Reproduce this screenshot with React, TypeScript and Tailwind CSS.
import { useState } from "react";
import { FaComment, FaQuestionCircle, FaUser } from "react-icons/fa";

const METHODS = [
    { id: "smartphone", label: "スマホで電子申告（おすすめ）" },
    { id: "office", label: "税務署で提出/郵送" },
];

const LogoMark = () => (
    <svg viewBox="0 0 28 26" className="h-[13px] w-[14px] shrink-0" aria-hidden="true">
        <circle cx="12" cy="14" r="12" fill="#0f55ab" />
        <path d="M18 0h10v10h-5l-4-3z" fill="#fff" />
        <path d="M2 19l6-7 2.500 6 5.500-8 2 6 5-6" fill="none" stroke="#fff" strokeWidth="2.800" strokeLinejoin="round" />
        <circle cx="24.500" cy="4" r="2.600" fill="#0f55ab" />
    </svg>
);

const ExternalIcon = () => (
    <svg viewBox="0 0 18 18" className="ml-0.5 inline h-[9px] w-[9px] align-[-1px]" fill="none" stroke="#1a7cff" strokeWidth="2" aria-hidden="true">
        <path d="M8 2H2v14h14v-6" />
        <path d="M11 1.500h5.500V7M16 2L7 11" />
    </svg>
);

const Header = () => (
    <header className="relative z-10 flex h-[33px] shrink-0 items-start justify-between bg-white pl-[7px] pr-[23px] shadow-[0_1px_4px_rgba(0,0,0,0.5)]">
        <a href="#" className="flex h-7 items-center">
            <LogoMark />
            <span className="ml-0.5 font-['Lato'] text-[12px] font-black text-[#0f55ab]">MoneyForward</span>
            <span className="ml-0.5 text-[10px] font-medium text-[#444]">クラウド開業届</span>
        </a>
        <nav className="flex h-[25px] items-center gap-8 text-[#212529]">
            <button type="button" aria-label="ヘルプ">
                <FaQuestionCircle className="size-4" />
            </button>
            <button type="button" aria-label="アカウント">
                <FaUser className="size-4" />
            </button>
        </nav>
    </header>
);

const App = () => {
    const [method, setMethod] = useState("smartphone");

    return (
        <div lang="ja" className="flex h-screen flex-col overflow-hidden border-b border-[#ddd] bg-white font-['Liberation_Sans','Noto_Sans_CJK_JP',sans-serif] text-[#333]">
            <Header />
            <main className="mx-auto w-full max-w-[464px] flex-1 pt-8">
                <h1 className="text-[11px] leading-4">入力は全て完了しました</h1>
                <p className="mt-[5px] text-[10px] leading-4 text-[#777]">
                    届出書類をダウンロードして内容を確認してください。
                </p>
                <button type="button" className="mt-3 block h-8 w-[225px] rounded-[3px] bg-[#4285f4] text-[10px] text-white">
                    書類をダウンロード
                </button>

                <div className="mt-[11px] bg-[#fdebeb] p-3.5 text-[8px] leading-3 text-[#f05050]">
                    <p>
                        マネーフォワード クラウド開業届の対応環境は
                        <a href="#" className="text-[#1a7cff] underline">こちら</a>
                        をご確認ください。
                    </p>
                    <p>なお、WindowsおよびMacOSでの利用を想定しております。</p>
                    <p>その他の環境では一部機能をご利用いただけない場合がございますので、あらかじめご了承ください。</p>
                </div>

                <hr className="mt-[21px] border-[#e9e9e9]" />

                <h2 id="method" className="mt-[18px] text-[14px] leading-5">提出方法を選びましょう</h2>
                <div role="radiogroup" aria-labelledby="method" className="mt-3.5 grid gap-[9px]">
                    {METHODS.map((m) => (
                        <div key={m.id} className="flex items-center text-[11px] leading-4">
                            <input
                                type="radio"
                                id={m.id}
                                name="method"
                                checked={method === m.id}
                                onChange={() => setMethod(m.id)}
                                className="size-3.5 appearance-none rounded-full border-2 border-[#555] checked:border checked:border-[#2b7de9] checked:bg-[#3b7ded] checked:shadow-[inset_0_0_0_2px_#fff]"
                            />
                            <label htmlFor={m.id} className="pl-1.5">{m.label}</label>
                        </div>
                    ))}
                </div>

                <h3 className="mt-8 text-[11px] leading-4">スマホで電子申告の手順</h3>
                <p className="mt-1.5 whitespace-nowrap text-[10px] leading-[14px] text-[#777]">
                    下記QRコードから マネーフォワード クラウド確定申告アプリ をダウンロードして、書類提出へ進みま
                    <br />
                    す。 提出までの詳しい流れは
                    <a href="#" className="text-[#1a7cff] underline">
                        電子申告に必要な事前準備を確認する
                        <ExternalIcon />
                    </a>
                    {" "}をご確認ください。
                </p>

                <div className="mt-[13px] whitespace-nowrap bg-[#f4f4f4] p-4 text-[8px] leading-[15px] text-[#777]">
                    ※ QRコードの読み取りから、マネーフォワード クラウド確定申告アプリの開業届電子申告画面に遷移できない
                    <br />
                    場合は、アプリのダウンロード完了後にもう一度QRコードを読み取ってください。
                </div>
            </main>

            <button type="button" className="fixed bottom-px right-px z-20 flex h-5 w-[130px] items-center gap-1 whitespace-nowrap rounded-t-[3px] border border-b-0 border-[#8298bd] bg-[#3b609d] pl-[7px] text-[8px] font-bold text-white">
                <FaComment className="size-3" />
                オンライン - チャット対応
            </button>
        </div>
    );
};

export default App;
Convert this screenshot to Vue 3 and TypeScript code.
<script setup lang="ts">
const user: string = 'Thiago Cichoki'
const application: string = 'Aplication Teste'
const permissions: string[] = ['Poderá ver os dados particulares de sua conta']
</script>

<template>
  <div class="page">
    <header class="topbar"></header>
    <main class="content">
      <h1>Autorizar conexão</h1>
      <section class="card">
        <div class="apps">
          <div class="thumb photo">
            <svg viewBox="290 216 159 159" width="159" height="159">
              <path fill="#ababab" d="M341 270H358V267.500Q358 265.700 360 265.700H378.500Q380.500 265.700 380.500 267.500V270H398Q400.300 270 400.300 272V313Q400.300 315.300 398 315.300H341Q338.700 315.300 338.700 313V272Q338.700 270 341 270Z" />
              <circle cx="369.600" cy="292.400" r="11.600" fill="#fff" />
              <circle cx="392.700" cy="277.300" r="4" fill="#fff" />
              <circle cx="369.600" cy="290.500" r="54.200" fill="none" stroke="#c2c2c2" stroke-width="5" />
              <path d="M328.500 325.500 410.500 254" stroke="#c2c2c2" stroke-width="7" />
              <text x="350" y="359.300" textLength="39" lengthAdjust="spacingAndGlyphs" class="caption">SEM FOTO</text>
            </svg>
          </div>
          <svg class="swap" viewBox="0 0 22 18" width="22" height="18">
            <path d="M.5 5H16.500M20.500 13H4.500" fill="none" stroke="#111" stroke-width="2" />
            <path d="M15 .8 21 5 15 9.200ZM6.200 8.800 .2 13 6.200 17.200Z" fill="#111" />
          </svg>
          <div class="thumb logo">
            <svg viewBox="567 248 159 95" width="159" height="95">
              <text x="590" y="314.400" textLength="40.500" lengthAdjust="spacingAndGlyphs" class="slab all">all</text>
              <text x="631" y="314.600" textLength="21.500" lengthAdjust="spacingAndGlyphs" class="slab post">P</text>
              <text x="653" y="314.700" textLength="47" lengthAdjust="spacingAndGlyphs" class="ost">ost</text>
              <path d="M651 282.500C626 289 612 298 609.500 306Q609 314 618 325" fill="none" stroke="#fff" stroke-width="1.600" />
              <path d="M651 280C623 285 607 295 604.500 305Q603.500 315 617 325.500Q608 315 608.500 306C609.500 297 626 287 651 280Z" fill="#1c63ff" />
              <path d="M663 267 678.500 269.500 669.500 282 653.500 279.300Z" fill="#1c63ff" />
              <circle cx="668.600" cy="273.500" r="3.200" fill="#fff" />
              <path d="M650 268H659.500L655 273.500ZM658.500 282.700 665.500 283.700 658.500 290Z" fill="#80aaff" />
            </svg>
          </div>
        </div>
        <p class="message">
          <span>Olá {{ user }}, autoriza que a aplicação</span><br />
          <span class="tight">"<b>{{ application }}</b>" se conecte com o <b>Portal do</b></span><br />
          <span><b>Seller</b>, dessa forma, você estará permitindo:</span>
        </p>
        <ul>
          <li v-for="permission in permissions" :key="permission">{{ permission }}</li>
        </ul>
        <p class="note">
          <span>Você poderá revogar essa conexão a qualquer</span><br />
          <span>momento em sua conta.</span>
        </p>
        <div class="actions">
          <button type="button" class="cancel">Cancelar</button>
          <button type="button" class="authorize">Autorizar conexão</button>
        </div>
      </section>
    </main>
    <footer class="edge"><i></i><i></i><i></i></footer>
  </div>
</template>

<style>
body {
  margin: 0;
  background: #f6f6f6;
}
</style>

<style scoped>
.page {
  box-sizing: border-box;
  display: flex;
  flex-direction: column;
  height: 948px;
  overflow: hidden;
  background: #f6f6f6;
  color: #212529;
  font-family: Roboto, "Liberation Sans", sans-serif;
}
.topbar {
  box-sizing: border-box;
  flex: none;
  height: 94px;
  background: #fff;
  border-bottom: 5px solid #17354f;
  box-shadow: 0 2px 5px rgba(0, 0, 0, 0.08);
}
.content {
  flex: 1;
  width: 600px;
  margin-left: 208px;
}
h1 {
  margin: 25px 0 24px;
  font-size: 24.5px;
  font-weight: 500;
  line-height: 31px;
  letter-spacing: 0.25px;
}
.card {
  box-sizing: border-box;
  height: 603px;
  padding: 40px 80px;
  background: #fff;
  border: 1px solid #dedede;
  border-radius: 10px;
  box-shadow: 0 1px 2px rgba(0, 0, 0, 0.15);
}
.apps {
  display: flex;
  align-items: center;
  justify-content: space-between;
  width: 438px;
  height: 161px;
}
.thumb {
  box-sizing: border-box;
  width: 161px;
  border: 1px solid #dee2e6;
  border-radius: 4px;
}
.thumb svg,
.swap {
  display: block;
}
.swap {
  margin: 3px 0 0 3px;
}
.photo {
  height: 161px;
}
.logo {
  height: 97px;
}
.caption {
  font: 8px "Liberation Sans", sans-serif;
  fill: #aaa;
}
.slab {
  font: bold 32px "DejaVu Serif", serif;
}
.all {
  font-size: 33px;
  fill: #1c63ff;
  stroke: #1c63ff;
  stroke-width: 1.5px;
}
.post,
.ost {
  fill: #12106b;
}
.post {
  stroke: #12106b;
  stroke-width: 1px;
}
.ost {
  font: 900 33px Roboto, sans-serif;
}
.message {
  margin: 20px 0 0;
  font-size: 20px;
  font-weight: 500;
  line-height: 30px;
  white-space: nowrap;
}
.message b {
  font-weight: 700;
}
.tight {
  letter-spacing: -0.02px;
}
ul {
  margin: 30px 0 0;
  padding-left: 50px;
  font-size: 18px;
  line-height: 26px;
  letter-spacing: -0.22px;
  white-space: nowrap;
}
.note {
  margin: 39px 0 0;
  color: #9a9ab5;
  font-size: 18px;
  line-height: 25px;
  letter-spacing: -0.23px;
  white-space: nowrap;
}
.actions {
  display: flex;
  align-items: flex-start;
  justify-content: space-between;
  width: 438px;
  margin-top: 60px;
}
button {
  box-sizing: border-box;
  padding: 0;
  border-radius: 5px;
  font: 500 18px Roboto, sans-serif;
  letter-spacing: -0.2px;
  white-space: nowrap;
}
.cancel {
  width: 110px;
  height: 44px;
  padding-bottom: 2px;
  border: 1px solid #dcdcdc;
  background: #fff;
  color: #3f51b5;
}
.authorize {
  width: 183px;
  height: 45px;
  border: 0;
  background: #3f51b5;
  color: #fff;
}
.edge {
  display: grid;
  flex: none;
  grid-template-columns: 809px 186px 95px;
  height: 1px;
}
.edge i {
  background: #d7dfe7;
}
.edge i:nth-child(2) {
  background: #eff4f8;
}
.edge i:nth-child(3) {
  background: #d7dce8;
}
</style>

* [Task requirements]
State how many lines in the records above contain the word "TypeScript", and give only that number.

* [Answer]
2